*Task requirements*.
Leave out the pictures and copy everything else below exactly.
##########
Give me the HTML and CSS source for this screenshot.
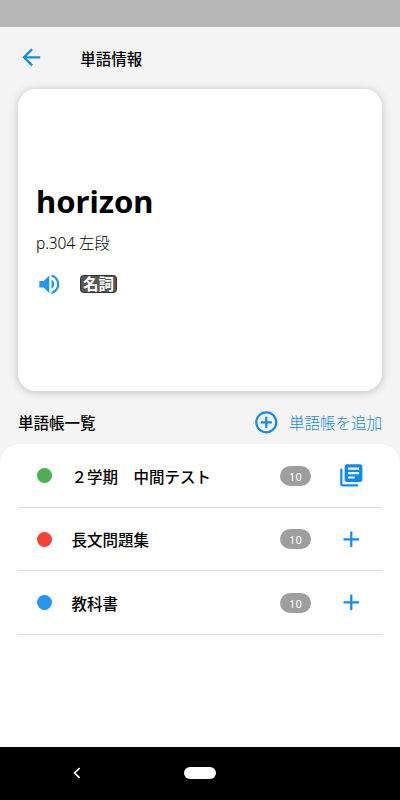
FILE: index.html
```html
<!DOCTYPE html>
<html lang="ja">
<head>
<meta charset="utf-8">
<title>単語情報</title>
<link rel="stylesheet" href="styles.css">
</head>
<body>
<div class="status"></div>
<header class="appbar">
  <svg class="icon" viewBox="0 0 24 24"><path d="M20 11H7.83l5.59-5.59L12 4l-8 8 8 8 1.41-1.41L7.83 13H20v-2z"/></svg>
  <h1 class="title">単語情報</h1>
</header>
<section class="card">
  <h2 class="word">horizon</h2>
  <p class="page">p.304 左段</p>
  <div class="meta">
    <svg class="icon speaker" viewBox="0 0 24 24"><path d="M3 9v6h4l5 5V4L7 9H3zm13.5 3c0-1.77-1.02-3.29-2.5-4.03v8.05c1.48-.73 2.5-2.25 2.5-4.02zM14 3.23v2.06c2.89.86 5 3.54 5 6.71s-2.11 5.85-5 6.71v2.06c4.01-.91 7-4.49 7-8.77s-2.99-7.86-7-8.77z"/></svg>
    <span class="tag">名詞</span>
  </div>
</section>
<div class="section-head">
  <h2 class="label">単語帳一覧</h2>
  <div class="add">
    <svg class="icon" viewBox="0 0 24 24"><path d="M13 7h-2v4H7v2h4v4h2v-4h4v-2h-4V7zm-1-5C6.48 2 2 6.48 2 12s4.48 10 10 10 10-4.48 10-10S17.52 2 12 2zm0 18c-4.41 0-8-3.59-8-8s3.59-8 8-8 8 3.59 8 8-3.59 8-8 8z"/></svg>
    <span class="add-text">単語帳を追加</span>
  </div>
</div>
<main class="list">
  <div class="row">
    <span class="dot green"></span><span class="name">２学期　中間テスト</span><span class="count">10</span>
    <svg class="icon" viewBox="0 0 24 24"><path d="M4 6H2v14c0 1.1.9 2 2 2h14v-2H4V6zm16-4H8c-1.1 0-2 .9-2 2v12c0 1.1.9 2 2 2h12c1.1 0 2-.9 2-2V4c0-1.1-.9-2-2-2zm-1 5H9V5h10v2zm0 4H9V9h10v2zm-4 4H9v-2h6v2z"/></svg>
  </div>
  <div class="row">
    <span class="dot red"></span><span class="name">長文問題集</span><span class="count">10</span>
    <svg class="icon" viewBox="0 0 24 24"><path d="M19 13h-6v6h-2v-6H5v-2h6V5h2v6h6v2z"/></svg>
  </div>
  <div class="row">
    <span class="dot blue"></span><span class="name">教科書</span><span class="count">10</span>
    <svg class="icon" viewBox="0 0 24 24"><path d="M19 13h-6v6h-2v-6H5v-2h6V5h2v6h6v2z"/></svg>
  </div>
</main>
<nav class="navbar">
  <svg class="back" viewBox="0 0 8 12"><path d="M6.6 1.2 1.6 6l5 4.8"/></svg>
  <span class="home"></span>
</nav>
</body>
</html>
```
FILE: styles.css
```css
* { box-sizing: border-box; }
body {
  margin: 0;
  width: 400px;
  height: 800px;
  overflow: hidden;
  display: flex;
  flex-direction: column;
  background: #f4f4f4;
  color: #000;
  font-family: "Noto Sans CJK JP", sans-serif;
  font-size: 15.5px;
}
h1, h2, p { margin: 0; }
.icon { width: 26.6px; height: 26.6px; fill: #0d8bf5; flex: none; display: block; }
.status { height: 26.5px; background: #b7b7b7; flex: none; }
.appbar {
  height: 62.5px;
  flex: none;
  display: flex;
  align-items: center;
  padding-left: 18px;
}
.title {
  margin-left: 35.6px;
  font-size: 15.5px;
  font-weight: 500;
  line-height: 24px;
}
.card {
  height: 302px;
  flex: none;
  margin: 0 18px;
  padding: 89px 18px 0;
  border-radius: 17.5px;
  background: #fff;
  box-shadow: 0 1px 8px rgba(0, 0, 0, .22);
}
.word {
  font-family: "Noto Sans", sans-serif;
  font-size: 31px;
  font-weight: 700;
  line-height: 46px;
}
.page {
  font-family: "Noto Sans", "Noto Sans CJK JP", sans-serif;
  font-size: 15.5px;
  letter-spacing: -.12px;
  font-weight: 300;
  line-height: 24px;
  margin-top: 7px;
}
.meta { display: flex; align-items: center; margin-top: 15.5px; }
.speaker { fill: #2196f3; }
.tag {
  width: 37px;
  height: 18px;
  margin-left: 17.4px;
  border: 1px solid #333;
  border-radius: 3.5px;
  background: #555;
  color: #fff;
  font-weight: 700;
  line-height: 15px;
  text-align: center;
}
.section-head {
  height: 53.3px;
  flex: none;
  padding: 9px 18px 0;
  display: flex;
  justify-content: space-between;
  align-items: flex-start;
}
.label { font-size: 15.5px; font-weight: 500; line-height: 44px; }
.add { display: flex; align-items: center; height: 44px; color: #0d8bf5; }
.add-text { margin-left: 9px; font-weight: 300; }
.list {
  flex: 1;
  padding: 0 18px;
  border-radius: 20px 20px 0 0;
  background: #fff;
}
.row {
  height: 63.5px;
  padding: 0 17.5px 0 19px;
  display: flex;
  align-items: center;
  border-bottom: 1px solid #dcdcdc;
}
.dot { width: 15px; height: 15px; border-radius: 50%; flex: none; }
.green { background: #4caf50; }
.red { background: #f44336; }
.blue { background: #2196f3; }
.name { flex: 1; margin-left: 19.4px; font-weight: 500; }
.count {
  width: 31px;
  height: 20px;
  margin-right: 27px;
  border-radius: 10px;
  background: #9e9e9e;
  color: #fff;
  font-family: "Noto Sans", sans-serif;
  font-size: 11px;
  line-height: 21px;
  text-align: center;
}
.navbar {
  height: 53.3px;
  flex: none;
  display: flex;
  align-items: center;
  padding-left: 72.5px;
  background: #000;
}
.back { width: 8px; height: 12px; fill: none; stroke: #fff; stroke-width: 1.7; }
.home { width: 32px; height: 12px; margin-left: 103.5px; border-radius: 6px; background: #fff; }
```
##########
*Solution for this task*.
Give me the HTML and CSS source for this screenshot.
FILE: index.html
```html
<!DOCTYPE html>
<html lang="ja">
<head>
<meta charset="utf-8">
<title>単語情報</title>
<link rel="stylesheet" href="styles.css">
</head>
<body>
<div class="status"></div>
<header class="appbar">
  <svg class="icon" viewBox="0 0 24 24"><path d="M20 11H7.83l5.59-5.59L12 4l-8 8 8 8 1.41-1.41L7.83 13H20v-2z"/></svg>
  <h1 class="title">単語情報</h1>
</header>
<section class="card">
  <h2 class="word">horizon</h2>
  <p class="page">p.304 左段</p>
  <div class="meta">
    <svg class="icon speaker" viewBox="0 0 24 24"><path d="M3 9v6h4l5 5V4L7 9H3zm13.5 3c0-1.77-1.02-3.29-2.5-4.03v8.05c1.48-.73 2.5-2.25 2.5-4.02zM14 3.23v2.06c2.89.86 5 3.54 5 6.71s-2.11 5.85-5 6.71v2.06c4.01-.91 7-4.49 7-8.77s-2.99-7.86-7-8.77z"/></svg>
    <span class="tag">名詞</span>
  </div>
</section>
<div class="section-head">
  <h2 class="label">単語帳一覧</h2>
  <div class="add">
    <svg class="icon" viewBox="0 0 24 24"><path d="M13 7h-2v4H7v2h4v4h2v-4h4v-2h-4V7zm-1-5C6.48 2 2 6.48 2 12s4.48 10 10 10 10-4.48 10-10S17.52 2 12 2zm0 18c-4.41 0-8-3.59-8-8s3.59-8 8-8 8 3.59 8 8-3.59 8-8 8z"/></svg>
    <span class="add-text">単語帳を追加</span>
  </div>
</div>
<main class="list">
  <div class="row">
    <span class="dot green"></span><span class="name">２学期　中間テスト</span><span class="count">10</span>
    <svg class="icon" viewBox="0 0 24 24"><path d="M4 6H2v14c0 1.1.9 2 2 2h14v-2H4V6zm16-4H8c-1.1 0-2 .9-2 2v12c0 1.1.9 2 2 2h12c1.1 0 2-.9 2-2V4c0-1.1-.9-2-2-2zm-1 5H9V5h10v2zm0 4H9V9h10v2zm-4 4H9v-2h6v2z"/></svg>
  </div>
  <div class="row">
    <span class="dot red"></span><span class="name">長文問題集</span><span class="count">10</span>
    <svg class="icon" viewBox="0 0 24 24"><path d="M19 13h-6v6h-2v-6H5v-2h6V5h2v6h6v2z"/></svg>
  </div>
  <div class="row">
    <span class="dot blue"></span><span class="name">教科書</span><span class="count">10</span>
    <svg class="icon" viewBox="0 0 24 24"><path d="M19 13h-6v6h-2v-6H5v-2h6V5h2v6h6v2z"/></svg>
  </div>
</main>
<nav class="navbar">
  <svg class="back" viewBox="0 0 8 12"><path d="M6.6 1.2 1.6 6l5 4.8"/></svg>
  <span class="home"></span>
</nav>
</body>
</html>
```
FILE: styles.css
```css
* { box-sizing: border-box; }
body {
  margin: 0;
  width: 400px;
  height: 800px;
  overflow: hidden;
  display: flex;
  flex-direction: column;
  background: #f4f4f4;
  color: #000;
  font-family: "Noto Sans CJK JP", sans-serif;
  font-size: 15.5px;
}
h1, h2, p { margin: 0; }
.icon { width: 26.6px; height: 26.6px; fill: #0d8bf5; flex: none; display: block; }
.status { height: 26.5px; background: #b7b7b7; flex: none; }
.appbar {
  height: 62.5px;
  flex: none;
  display: flex;
  align-items: center;
  padding-left: 18px;
}
.title {
  margin-left: 35.6px;
  font-size: 15.5px;
  font-weight: 500;
  line-height: 24px;
}
.card {
  height: 302px;
  flex: none;
  margin: 0 18px;
  padding: 89px 18px 0;
  border-radius: 17.5px;
  background: #fff;
  box-shadow: 0 1px 8px rgba(0, 0, 0, .22);
}
.word {
  font-family: "Noto Sans", sans-serif;
  font-size: 31px;
  font-weight: 700;
  line-height: 46px;
}
.page {
  font-family: "Noto Sans", "Noto Sans CJK JP", sans-serif;
  font-size: 15.5px;
  letter-spacing: -.12px;
  font-weight: 300;
  line-height: 24px;
  margin-top: 7px;
}
.meta { display: flex; align-items: center; margin-top: 15.5px; }
.speaker { fill: #2196f3; }
.tag {
  width: 37px;
  height: 18px;
  margin-left: 17.4px;
  border: 1px solid #333;
  border-radius: 3.5px;
  background: #555;
  color: #fff;
  font-weight: 700;
  line-height: 15px;
  text-align: center;
}
.section-head {
  height: 53.3px;
  flex: none;
  padding: 9px 18px 0;
  display: flex;
  justify-content: space-between;
  align-items: flex-start;
}
.label { font-size: 15.5px; font-weight: 500; line-height: 44px; }
.add { display: flex; align-items: center; height: 44px; color: #0d8bf5; }
.add-text { margin-left: 9px; font-weight: 300; }
.list {
  flex: 1;
  padding: 0 18px;
  border-radius: 20px 20px 0 0;
  background: #fff;
}
.row {
  height: 63.5px;
  padding: 0 17.5px 0 19px;
  display: flex;
  align-items: center;
  border-bottom: 1px solid #dcdcdc;
}
.dot { width: 15px; height: 15px; border-radius: 50%; flex: none; }
.green { background: #4caf50; }
.red { background: #f44336; }
.blue { background: #2196f3; }
.name { flex: 1; margin-left: 19.4px; font-weight: 500; }
.count {
  width: 31px;
  height: 20px;
  margin-right: 27px;
  border-radius: 10px;
  background: #9e9e9e;
  color: #fff;
  font-family: "Noto Sans", sans-serif;
  font-size: 11px;
  line-height: 21px;
  text-align: center;
}
.navbar {
  height: 53.3px;
  flex: none;
  display: flex;
  align-items: center;
  padding-left: 72.5px;
  background: #000;
}
.back { width: 8px; height: 12px; fill: none; stroke: #fff; stroke-width: 1.7; }
.home { width: 32px; height: 12px; margin-left: 103.5px; border-radius: 6px; background: #fff; }
```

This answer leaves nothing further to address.